In the early 1980’s Frank’s paintings had indeed featured landscape imagery, albeit of an hallucinatory kind; the strident, acid-hues and cataclysmic energy of those works attracting the attention of international critics and collectors alike. Over the ensuing years however, his evolving, ideological concerns prompted reciprocal changes in his artistic expression and by the late 1990’s, Dale Frank was investigating the very essence of painting itself. He began experimenting with commercial varnishes and the complex chemical reactions that occur when certain pigments are added. Ever alert to new creative possibilities, he observed at least twelve responses that he was eventually able to replicate at will.

For Dale Frank, colour in its liquid form is “a living entity”. Poured onto the horizontal canvas surface, luminous pools of pigmented varnish immediately begin to resist and coalesce; the viscosity and drying times determined by seasonal temperatures and humidity. As further layers are added, the angle and direction of the varnish flows are controlled by the manipulation of wedges and blocks placed beneath the painting. “It is a totally hands on and cerebral way of painting,” declares Frank. “Much more intense than a half-centimetre brush and tubes of oil paint. The process can take up to 24 hours where I have to be permanently standing over the painting, constantly considering every minute aspect.”

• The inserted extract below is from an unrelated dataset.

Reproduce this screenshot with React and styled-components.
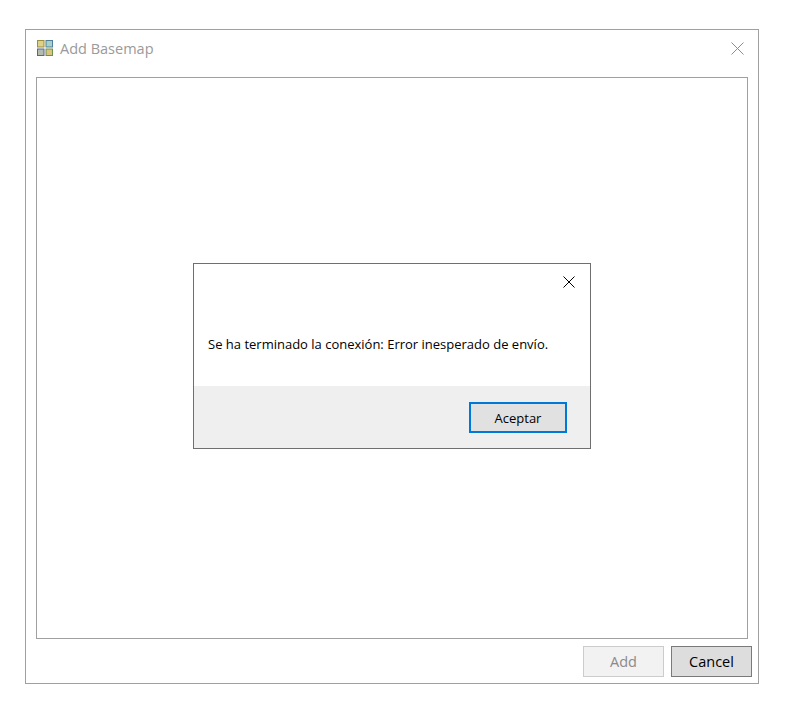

Amidst the glistening, marbled flows and ponderous slides; the slow-creeping bleeds and animated squiggles, we glimpse the mutability of all forms and substances in life. Dale Frank’s visionary eloquence and technical ingenuity assure his place at the forefront of contemporary art practice. Earlier this year he was awarded Australia¹s richest painting prize - the “Arthur Guy Memorial Prize”, which is hosted by the Bendigo Art Gallery in Victoria.

 

Born 1959, Dale Frank currently lives and works in Queensland. He is represented in the Australian National Gallery, Canberra; the Guggenheim Museum, N.Y.; the Kunsthalle, Zurich; the Trans-Art Collection, Milan and institutional, regional and corporate collections worldwide.